# TASK MATERIAL
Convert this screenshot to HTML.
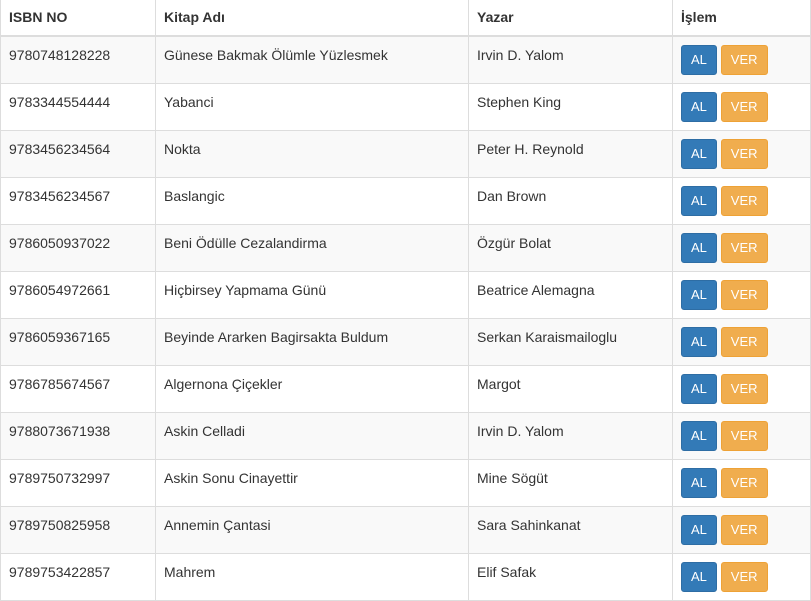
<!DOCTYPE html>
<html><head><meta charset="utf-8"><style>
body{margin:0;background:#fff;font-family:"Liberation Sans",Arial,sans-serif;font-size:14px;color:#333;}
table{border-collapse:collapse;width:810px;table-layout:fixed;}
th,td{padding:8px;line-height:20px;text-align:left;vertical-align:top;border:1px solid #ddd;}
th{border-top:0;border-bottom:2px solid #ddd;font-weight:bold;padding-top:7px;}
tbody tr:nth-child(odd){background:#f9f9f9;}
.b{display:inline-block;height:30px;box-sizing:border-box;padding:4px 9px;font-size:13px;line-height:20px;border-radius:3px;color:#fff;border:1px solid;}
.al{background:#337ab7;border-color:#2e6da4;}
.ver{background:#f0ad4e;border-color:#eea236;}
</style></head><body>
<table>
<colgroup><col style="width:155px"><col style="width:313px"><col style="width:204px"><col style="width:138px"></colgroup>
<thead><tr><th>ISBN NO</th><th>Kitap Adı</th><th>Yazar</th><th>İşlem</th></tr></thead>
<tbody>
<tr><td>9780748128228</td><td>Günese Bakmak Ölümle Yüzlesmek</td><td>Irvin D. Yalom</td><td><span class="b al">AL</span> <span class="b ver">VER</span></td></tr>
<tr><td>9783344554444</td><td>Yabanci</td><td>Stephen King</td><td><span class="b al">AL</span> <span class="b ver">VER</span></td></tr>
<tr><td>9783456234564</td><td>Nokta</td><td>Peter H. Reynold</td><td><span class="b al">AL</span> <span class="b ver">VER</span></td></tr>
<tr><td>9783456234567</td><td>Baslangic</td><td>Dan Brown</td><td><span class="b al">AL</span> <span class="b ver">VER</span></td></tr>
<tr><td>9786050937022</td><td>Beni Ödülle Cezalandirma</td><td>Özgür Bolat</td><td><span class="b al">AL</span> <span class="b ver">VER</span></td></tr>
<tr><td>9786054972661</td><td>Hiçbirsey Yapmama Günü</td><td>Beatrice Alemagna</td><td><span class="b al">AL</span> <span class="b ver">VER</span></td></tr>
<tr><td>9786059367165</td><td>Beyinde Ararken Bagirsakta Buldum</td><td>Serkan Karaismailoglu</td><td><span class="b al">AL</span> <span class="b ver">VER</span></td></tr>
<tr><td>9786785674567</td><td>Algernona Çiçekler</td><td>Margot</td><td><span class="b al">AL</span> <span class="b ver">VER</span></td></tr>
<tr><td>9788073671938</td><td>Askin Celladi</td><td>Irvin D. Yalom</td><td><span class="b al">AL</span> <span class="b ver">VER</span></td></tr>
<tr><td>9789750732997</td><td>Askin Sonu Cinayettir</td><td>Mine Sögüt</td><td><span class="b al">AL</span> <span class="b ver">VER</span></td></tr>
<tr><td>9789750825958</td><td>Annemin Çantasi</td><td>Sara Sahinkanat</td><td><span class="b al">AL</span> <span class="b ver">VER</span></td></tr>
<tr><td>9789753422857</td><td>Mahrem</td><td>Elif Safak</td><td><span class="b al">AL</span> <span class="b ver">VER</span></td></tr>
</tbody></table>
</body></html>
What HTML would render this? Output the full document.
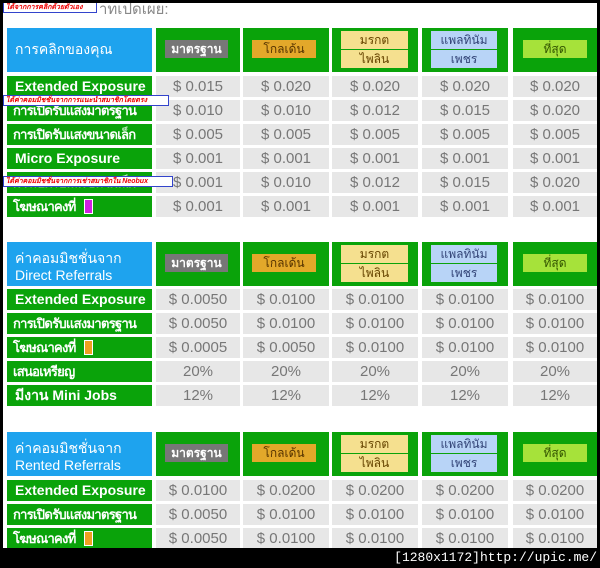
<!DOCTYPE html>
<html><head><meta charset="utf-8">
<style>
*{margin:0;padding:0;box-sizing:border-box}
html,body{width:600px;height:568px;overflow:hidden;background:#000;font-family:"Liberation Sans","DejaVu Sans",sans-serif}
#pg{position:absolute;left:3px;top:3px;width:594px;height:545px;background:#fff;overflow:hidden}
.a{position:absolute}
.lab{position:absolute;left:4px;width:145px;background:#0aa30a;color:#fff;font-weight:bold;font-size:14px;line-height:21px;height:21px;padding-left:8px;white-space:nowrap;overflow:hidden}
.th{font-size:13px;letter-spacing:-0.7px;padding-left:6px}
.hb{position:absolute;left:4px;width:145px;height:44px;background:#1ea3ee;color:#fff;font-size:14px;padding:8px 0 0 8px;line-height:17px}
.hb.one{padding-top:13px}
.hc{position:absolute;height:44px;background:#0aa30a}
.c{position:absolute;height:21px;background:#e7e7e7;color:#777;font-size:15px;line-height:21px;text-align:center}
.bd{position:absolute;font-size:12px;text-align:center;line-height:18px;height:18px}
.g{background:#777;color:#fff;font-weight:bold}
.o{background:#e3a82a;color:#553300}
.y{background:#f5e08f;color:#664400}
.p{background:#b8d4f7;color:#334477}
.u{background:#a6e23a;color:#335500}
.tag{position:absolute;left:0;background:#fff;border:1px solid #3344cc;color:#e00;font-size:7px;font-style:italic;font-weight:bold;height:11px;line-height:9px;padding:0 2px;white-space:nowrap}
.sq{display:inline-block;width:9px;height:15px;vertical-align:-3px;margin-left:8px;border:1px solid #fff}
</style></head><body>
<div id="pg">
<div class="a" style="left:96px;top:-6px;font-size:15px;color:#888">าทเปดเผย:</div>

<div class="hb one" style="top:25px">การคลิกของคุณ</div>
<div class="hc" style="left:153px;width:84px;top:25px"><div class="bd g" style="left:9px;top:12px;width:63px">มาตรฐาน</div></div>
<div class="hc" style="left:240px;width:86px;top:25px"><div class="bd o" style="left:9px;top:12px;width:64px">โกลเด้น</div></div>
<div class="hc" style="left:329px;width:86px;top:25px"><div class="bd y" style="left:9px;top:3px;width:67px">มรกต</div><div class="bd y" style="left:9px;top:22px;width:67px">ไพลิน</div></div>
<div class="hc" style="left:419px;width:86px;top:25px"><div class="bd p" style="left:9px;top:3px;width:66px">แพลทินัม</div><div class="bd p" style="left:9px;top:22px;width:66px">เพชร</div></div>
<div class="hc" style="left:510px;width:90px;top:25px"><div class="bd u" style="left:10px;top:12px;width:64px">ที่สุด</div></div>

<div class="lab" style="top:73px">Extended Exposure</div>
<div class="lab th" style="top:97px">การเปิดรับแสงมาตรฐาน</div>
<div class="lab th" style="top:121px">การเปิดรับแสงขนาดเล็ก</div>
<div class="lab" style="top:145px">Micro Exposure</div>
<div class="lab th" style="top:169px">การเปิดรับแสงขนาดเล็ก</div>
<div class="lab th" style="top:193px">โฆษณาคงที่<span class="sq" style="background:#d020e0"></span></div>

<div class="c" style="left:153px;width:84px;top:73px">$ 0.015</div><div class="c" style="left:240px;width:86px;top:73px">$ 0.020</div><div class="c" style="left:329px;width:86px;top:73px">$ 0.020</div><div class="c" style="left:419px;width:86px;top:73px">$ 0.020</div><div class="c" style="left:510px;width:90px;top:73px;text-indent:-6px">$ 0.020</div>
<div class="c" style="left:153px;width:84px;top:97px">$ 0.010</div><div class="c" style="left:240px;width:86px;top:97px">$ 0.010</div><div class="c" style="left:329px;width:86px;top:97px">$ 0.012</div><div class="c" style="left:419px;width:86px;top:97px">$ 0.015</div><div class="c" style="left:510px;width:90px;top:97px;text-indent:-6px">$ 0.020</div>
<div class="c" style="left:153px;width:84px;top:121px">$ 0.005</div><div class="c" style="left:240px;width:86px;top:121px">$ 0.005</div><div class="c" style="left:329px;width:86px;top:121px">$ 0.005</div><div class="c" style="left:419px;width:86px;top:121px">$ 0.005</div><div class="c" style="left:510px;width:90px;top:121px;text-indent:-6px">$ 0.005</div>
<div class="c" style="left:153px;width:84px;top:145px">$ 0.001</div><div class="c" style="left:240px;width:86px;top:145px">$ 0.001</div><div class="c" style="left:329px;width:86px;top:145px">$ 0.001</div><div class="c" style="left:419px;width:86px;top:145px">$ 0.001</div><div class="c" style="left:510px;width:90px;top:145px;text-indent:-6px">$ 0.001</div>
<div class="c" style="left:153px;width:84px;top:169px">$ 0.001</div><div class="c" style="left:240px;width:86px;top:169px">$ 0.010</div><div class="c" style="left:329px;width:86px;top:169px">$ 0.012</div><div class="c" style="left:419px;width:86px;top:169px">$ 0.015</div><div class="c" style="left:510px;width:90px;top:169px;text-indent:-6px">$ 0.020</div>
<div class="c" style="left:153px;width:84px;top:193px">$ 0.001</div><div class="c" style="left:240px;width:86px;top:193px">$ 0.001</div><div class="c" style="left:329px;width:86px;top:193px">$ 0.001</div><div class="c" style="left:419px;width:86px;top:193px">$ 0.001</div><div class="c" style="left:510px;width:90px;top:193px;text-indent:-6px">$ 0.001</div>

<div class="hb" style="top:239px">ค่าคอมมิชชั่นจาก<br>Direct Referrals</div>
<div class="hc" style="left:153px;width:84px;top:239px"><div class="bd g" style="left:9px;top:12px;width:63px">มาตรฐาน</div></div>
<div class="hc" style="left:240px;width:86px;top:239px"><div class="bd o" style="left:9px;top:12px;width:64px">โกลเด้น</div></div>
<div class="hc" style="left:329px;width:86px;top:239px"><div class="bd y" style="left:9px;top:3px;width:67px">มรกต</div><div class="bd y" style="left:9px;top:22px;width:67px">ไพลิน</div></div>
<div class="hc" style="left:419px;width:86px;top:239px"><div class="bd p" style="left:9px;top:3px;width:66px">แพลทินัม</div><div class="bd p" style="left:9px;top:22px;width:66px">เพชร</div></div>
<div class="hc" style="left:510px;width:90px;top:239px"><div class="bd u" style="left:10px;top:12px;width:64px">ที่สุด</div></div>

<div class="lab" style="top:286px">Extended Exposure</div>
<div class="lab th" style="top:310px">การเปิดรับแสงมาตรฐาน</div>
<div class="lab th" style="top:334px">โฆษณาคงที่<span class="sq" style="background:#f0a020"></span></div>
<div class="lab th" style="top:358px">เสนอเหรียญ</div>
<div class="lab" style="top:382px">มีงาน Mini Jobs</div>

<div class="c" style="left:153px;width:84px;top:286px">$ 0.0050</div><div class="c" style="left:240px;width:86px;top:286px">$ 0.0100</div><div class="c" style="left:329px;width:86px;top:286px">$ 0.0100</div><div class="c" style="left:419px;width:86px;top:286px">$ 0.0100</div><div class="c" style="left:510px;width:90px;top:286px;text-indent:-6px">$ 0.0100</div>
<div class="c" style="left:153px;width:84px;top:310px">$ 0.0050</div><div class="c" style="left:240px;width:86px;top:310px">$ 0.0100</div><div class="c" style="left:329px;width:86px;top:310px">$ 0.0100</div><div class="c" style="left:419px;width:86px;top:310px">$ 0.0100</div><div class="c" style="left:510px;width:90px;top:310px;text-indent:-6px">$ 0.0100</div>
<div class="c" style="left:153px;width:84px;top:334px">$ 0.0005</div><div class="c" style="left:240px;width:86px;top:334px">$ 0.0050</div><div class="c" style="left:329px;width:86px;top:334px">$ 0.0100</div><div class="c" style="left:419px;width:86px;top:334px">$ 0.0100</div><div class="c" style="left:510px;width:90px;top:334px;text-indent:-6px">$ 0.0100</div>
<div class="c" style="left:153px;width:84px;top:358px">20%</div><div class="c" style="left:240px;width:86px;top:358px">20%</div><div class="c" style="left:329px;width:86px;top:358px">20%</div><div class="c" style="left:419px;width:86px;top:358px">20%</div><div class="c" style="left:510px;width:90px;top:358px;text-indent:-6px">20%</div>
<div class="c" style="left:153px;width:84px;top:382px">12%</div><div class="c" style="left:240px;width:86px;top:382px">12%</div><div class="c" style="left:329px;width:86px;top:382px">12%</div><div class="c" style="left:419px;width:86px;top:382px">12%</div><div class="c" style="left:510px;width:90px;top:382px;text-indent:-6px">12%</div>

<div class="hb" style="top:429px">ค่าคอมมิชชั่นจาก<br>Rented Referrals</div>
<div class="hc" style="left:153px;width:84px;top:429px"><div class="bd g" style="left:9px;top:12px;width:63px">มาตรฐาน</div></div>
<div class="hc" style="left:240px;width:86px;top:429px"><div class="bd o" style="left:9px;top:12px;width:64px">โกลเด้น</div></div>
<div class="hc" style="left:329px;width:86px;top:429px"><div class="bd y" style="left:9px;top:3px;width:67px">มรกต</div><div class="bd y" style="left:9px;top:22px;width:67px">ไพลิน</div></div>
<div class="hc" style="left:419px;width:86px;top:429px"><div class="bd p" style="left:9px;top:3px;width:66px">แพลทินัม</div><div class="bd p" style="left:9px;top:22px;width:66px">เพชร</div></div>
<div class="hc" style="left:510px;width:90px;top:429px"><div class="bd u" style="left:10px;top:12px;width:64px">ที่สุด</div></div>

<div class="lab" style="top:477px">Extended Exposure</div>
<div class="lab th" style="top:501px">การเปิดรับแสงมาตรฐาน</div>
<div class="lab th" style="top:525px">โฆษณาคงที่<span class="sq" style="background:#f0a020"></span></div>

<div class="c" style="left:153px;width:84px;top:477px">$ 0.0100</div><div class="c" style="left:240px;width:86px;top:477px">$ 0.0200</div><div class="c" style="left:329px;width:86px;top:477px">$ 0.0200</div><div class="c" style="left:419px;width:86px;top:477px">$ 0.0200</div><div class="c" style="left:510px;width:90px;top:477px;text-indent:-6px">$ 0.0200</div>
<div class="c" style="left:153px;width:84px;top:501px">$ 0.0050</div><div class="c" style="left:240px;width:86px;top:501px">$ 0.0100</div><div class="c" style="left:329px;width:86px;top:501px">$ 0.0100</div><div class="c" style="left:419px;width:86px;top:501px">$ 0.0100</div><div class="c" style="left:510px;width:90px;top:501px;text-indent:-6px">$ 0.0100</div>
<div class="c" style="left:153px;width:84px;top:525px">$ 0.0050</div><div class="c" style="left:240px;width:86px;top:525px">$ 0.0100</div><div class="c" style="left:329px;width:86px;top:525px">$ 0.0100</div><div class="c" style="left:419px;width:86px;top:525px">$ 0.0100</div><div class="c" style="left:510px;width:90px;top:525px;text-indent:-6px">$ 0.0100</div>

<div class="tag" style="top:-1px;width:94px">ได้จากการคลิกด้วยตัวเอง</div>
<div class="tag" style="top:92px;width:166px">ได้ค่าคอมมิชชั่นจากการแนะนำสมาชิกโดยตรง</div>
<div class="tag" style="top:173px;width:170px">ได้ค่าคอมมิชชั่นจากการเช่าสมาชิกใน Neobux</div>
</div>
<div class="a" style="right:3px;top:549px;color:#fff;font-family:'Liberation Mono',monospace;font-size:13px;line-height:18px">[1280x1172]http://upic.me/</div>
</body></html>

# WORK REQUIRED
Review the preceding data and report every line that includes the string "this".

# TASK ANSWER
Convert this screenshot to HTML.
What HTML would render this? Output the full document.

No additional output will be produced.